Homophonic music can also be called homophony. More informally, people who are describing homophonic music may mention chords, accompaniment, harmony or harmonies. Homophony has one clearly melodic line; it's the line that naturally draws your attention. All other parts provide accompaniment or fill in the chords. In most well-written homophony, the parts that are not melody may still have a lot of melodic interest. They may follow many of the rules of well-written counterpoint, and they can sound quite different from the melody and be interesting to listen to by themselves. But when they are sung or played with the melody, it is clear that they are not independent melodic parts, either because they have the same rhythm as the melody (i.e. are not independent) or because their main purpose is to fill in the chords or harmony (i.e. they are not really melodies).

Examples of Homophony

  • Choral music in which the parts have mostly the same rhythms at the same time is homophonic. Most traditional Protestant hymns and most "barbershop quartet" music is in this category.
  • A singer accompanied by a guitar picking or strumming chords.
  • A small jazz combo with a bass, a piano, and a drum set providing the "rhythm" background for a trumpet improvising a solo.
  • A single bagpipes or accordion player playing a melody with drones or chords.

Polyphonic

Polyphonic music can also be called polyphony, counterpoint, or contrapuntal music. If more than one independent melody is occurring at the same time, the music is polyphonic. (See counterpoint.)

Examples of Polyphony

  • Rounds, canons, and fugues are all polyphonic. (Even if there is only one melody, if different people are singing or playing it at different times, the parts sound independent.)
  • Much Baroque music is contrapuntal, particularly the works of J.S. Bach.
  • Most music for large instrumental groups such as bands or orchestras is contrapuntal at least some of the time.
  • Music that is mostly homophonic can become temporarily polyphonic if an independent countermelody is added. Think of a favorite pop tune that, near the end, has the soloist "ad libbing" while the back-up singers repeat the refrain.

Heterophonic

A heterophonic texture is rare in Western music. In heterophony, there is only one melody, but different variations of it are being sung or played at the same time.
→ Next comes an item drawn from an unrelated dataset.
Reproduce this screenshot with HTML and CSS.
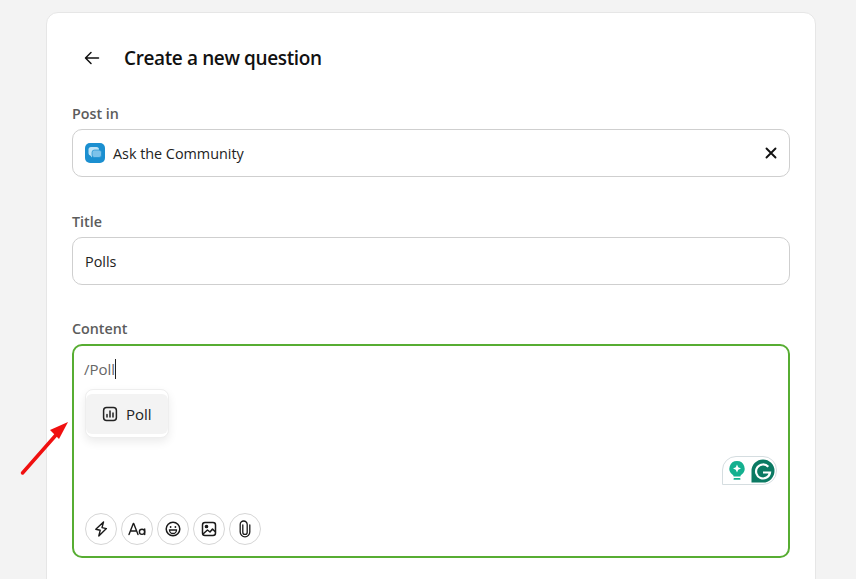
FILE: index.html
```html
<!DOCTYPE html>
<html lang="en">
<head>
<meta charset="utf-8">
<title>Create a new question</title>
<link rel="stylesheet" href="styles.css">
</head>
<body>
<main class="card">
  <header class="head">
    <button class="back" aria-label="Back">
      <svg width="16" height="14" viewBox="0 0 16 14" fill="none" stroke="#111" stroke-width="1.5" stroke-linecap="round" stroke-linejoin="round"><path d="M14.5 7H1.8M7 1.5 1.5 7 7 12.5"/></svg>
    </button>
    <h1 class="title">Create a new question</h1>
  </header>

  <section class="field field-post">
    <div class="label">Post in</div>
    <div class="input">
      <svg class="space-icon" width="20" height="20" viewBox="0 0 20 20">
        <rect width="20" height="20" rx="5" fill="#1b8fd0"/>
        <rect x="3.5" y="4" width="10.5" height="8.5" rx="2.5" fill="#bfe3f6"/>
        <path d="M5 12h2v2.5z" fill="#bfe3f6"/>
        <rect x="7" y="7" width="9.5" height="7.5" rx="2.5" fill="#7cc2ea" stroke="#1b8fd0" stroke-width=".7"/>
      </svg>
      <span class="value">Ask the Community</span>
      <svg class="clear" width="12" height="12" viewBox="0 0 12 12" fill="none" stroke="#111" stroke-width="1.9" stroke-linecap="round"><path d="M1.5 1.500l9 9M10.500 1.500l-9 9"/></svg>
    </div>
  </section>

  <section class="field field-title">
    <div class="label">Title</div>
    <div class="input"><span class="value">Polls</span></div>
  </section>

  <section class="field field-content">
    <div class="label">Content</div>
    <div class="editor">
      <div class="typed">/Poll<span class="caret"></span></div>
      <div class="menu">
        <div class="menu-item">
          <svg width="16" height="16" viewBox="0 0 16 16" fill="none" stroke="#222" stroke-width="1.5" stroke-linecap="round"><rect x="1.600" y="1.600" width="12.800" height="12.800" rx="3"/><path d="M5 11V8.500M8 11V5M11 11V7"/></svg>
          <span>Poll</span>
        </div>
      </div>
      <div class="grammarly">
        <svg width="18" height="21" viewBox="0 0 18 21"><path d="M9 1a7.600 7.600 0 0 0-4.400 13.800c.7.500 1 1 1 1.700h6.800c0-.7.300-1.200 1-1.700A7.600 7.600 0 0 0 9 1z" fill="#14b08f"/><path d="M9 4.500l1.200 2.800 2.800 1.200-2.800 1.200L9 12.500l-1.200-2.800L5 8.500l2.800-1.200z" fill="#fff"/><rect x="5.500" y="18" width="7" height="1.800" rx=".9" fill="#14b08f"/></svg>
        <svg width="24" height="24" viewBox="0 0 24 24"><path d="M12 .5a11.500 11.500 0 0 1 0 23H.5V12A11.500 11.500 0 0 1 12 .5z" fill="#0b7a63"/><path d="M17.300 7.800A7 7 0 1 0 19 13.500h-7" fill="none" stroke="#fff" stroke-width="2.200"/></svg>
      </div>
      <div class="tools">
        <button class="tool" aria-label="Quick actions"><svg width="16" height="16" viewBox="0 0 16 16" fill="none" stroke="#1a1a1a" stroke-width="1.400" stroke-linejoin="round"><path d="M10.500 1 2.800 8.300l4.400 1L5.800 15l7.600-7.400-4.400-1z"/></svg></button>
        <button class="tool" aria-label="Text format"><svg width="18" height="14" viewBox="0 0 18 14" fill="none" stroke="#1a1a1a" stroke-width="1.400" stroke-linecap="round" stroke-linejoin="round"><path d="M1 12.500 5.300 1.500h.4L10 12.500M2.500 9h6"/><circle cx="14" cy="9.800" r="2.600"/><path d="M16.700 7v5.500"/></svg></button>
        <button class="tool" aria-label="Emoji"><svg width="16" height="16" viewBox="0 0 16 16" fill="none" stroke="#1a1a1a" stroke-width="1.500"><circle cx="8" cy="8" r="6.800"/><circle cx="5.600" cy="6" r=".9" fill="#1a1a1a" stroke="none"/><circle cx="10.400" cy="6" r=".9" fill="#1a1a1a" stroke="none"/><path d="M4.500 9h7a3.500 3.500 0 0 1-7 0z" stroke-width="1.300"/></svg></button>
        <button class="tool" aria-label="Image"><svg width="16" height="16" viewBox="0 0 16 16" fill="none" stroke="#1a1a1a" stroke-width="1.500" stroke-linejoin="round"><rect x="1.500" y="1.500" width="13" height="13" rx="2.500"/><circle cx="5.500" cy="5.500" r="1.100" fill="#1a1a1a"/><path d="M2 13l4.500-4 2.500 2 2.500-3 3 3"/></svg></button>
        <button class="tool" aria-label="Attach"><svg width="14" height="18" viewBox="0 0 14 18" fill="none" stroke="#1a1a1a" stroke-width="1.300" stroke-linecap="round"><path d="M4.800 5v7.200a2.200 2.200 0 0 0 4.400 0V4.500a3.500 3.500 0 0 0-7 0V12a4.800 4.800 0 0 0 9.600 0V5"/></svg></button>
      </div>
    </div>
  </section>
</main>
<svg class="annot" width="50" height="56" viewBox="0 0 50 56"><path d="M2.500 53 36 15" stroke="#f01010" stroke-width="3.500" stroke-linecap="round"/><path d="M48 2 30 10l9 9z" fill="#f01010"/></svg>
</body>
</html>
```
FILE: styles.css
```css
html, body {
  margin: 0;
  height: 579px;
  overflow: hidden;
  background: #f3f3f3;
}
body {
  font-family: "Open Sans", "Noto Sans", sans-serif;
  color: #1a1a1a;
  padding: 12px 0 0 46px;
  box-sizing: border-box;
  position: relative;
}
.card {
  width: 770px;
  box-sizing: border-box;
  background: #fff;
  border: 1px solid #e6e6e6;
  border-radius: 12px;
  padding: 24px 25px 40px 25px;
}
.head {
  display: flex;
  align-items: center;
  height: 42px;
  gap: 24px;
  padding-left: 12px;
}
.back {
  border: 0;
  background: none;
  padding: 0;
  width: 16px;
  height: 14px;
  display: flex;
}
.title {
  margin: 0;
  font-size: 19px;
  font-weight: 600;
  color: #111;
  letter-spacing: -0.38px;
}
.field-post { margin-top: 25px; }
.field-title { margin-top: 35px; }
.field-content { margin-top: 34px; }
.label {
  font-size: 14.300px;
  font-weight: 600;
  line-height: 20px;
  color: #5c5c5c;
  margin-bottom: 5px;
}
.input {
  height: 48px;
  box-sizing: border-box;
  border: 1px solid #cfcfcf;
  border-radius: 10px;
  display: flex;
  align-items: center;
  padding: 0 12px;
  gap: 8px;
}
.value { font-size: 14.400px; color: #222; flex: 1; letter-spacing: -0.02px; }
.editor {
  position: relative;
  height: 214px;
  box-sizing: border-box;
  border: 2px solid #57ad32;
  border-radius: 10px;
  padding: 13px 10px 11px 10px;
  display: flex;
  flex-direction: column;
  justify-content: space-between;
}
.typed {
  font-size: 15px;
  line-height: 20px;
  color: #666;
  display: flex;
  align-items: center;
}
.caret {
  width: 1px;
  height: 20px;
  background: #222;
}
.menu {
  position: absolute;
  left: 11px;
  top: 43px;
  width: 84px;
  height: 49px;
  box-sizing: border-box;
  background: #fff;
  border: 1px solid #eee;
  border-radius: 8px;
  box-shadow: 0 4px 10px rgba(0,0,0,.08);
  padding: 4px 0;
}
.menu-item {
  height: 40px;
  background: #f3f3f3;
  border-radius: 6px;
  display: flex;
  align-items: center;
  gap: 8px;
  padding-left: 16px;
  font-size: 15px;
  color: #222;
}
.grammarly {
  position: absolute;
  right: 11px;
  top: 110px;
  width: 55px;
  height: 29px;
  box-sizing: border-box;
  border: 1px solid #d5dde0;
  border-radius: 14px 14px 14px 0;
  display: flex;
  align-items: center;
  gap: 5px;
  padding-left: 5px;
}
.tools { display: flex; gap: 4px; padding-left: 1px; }
.tool {
  width: 32px;
  height: 32px;
  border: 1px solid #d6d6d6;
  border-radius: 50%;
  background: #fff;
  padding: 0;
  display: flex;
  align-items: center;
  justify-content: center;
}
.annot {
  position: absolute;
  left: 20px;
  top: 420px;
}
```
  • There are no examples of heterophonic music that would be familiar to most Western listeners.
  • Some Middle Eastern, South Asian, and Native American music traditions include heterophony. Listen for traditional music (most modern-composed music, even from these cultures, has little or no heterophony) in which singers and/or instrumentalists perform the same melody at the same time, but give it different embellishments or ornaments.

Texture Activities

Choose the terms above that you would like to teach your students, and adjust the following activities accordingly.

Materials and Preparation

  • You will need a CD or tape player.
  • Gather music recordings that illustrate each texture you would like to cover. Use the suggestion list below, or make your own choices based on your music library and students' preferences.
  • Know the track number for each of your examples, or have the tape ready to play at the right spot.
  • If you wish, make copies of the following hand-out for your students. You can cover up or black out any terms you will not be covering. Or write the terms on the board or for them.
Figure 1
Figure 1 (textureworksheet.png)

Procedure

  1. Give out the handouts or write the terms on the board.
  2. Give the students the definition of a term and then play two or three examples from the list.
  3. If you can, point out the important features as you are listening to the music.
  4. Next, play a minute or so of several more recordings, some that are the right texture and some that are not. Ask your students which is which. They can vote with raised hands or write their answers down.
  5. Once they have one texture down, you can introduce a new one. Follow steps 2 and 3 for the new texture, but when you get to step four, see if they can identify which pieces are the first texture studied and which are the second. You can repeat this step for all four textures if you like, until they can accurately identify any texture they hear.
  6. If you are using the worksheet: once they can correctly identify two or three or even four different textures, let them test themselves. Play a few more selections for them. For each selection, tell them the name of the selection before and after you play it, and let them write down the name in the correct category on the worksheet.

Suggested Music

Monophony

  • Here is an excerpt from James Romig's Sonnet 2, played by John McMurtery.
  • A Bach unaccompanied cello suite
  • Gregorian chant
  • Sing something for them without accompaniment
  • Long sections of "The People that Walked in Darkness" aria in Handel's "Messiah" are monophonic (the instruments are playing the same line as the voice). Apparently Handel associates monophony with "walking in darkness"!

Homophony

  • A classic Scott Joplin rag such as "Peacherine Rag" or "The Easy Winners"
  • The "graduation march" section of Edward Elgar's "Pomp and Circumstance No. 1"
  • The "March of the Toreadors" from Bizet's Carmen
  • No. 1 ("Granada") of Albeniz' Suite Espanola for guitar
  • The latest hit tune by a major pop solo vocalist
  • The opening section of the "Overture" Of Handel's "Messiah" (The second section of the overture is polyphonic)

Polyphony

  • Pachelbel's Canon
  • Anything titled "fugue" or "invention"
  • The final "Amen" chorus of Handel's "Messiah"
  • The trio strain of Sousa's "Stars and Stripes Forever", with the famous piccolo countermelody
  • The "One Day More" chorus from the musical "Les Miserables"
  • The first movement of Holst's 1st Suite for Military Band

Heterophony

  • There is some heterophony (with some instruments playing more ornaments than others) in "Donulmez Aksamin" and in "Urfaliyim Ezelden" on the Turkish Music page.
  • The performance of "Lonesome Valley" by the Fairfield Four on the "O Brother, Where Art Thou" soundtrack is quite heterophonic. (Old-style blues owes more to African than to Western traditions.)